Jericho – Fiano – 2013 (17.5).  Lovely, floral fruit with hints of sage and parsley.  The palate is very long and enticing.  Whilst there is some attractive, floral fruit on the palate, this is drier than the Sahara Dessert.  Leaves you wanting (needing) another sip.  Served cold, this will be a knockout this summer.  From the Adelaide Hills.

Shingleback– Viognier – John Foolery – 2013 (17.3).  Lemon and lanolin on the nose, with grassy notes.  Opens to show stonefruit, orange peel and clove.  The palate is full of ripe fruit in a generous, creamy style (probably aided by a degree of barrel fermentation).  Having said that, there is good acidity and apricot kernel astringency that adds substance to the finish.  Powerful, but precise, this is an excellent effort.  (RRP $18).

The Lane – Pinot Gris – Block 2 – 2013 (17).  Golden tinge to colour, typical of pinot gris.  Opens with red fruit, and a touch of bees wax.  The palate is slightly viscous and textured, with a touch of phenolic richness adding complexity.  This is quite a serious wine that appears to have had partial barrel fermentation to add depth and creaminess to the palate.  (RRP $25).

Peos –Verdelho – Four Kings – 2013 (17).  Quite a neutral nose.  The palate is taut and fresh, with gentle citrus and nutty overtones.  Long and balanced, this would make an excellent summer drink.

Shiraz – New Release

Reviewed: 4th January 2014

Shingleback – Shiraz – D Block Reserve – 2010 (18).  Fresh and taut, with a degree of power that belies the elegance and balance of the mid-weight fruit.  Opens to show the full spectrum of ripe shiraz characters including plum, mocha, redcurrant and lovely, spice undertones.  The quality fruit has absorbed the oak, leaving palate texture and just a hint of cedar and vanilla on the back palate.  Savoury, very young and all in place, but requires time to blossom.  A restrained and delicate McLaren Vale shiraz.  (RRP $60).  I was in two minds as to whether to review this wine as it is not a typical example of McLaren Vale shiraz.  That said, the sheer quality of the fruit won out!

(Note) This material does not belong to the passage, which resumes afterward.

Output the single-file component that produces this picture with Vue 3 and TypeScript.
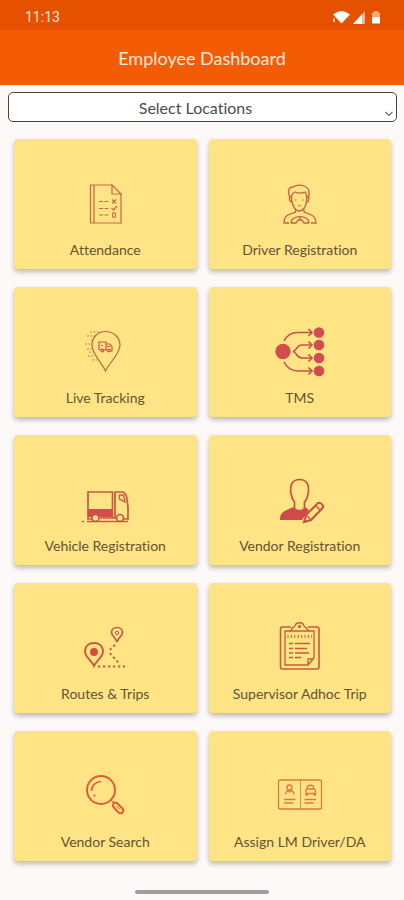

Willow Bridge – Shiraz – Gravel Pit – 2012 (18). I like this.  There is a dense vein of chocolaty fruit that runs from the nose right through to the finish on the palate.  Rounded and almost plump, yet the fine acid/tannin balance keeps the whole thing in check.  The slightly chewy texture adds appeal.  Very good now, but will be better in 5 – 10 years.  (RRP $30).

Singlefile – Shiraz – 2011 (18).  A very dense wine, however this needs time to open up.  Well rounded and balanced, with floral fruit highlights.  Supple, but with firm acid and fine tannins to close.  Another superb wine from this Great Southern producer.  ($37 RRP).

Redbank – Shiraz – The Anvil – 2009 (17.9).  The nose on this wine stands out for its vibrant, spicy fruit.  Think white pepper, red fruits and spice.  The palate is firm and tight, though there is a core of mulberry that builds with air.  The sour cherry acidity and firm tannins keep the finish fresh.  A stylish/sophisticated wine that needs time to evolve.  (RRP $52).

Willow Bridge – Shiraz – Dragonfly – 2012 (17.8).  A dense wine that needs a little air to express itself.  Powerful, high quality fruit that is firm, textured, chewy and quite closed initially.  Impressive length and balance, while the oak has been handled superbly.  A brilliant wine for $17!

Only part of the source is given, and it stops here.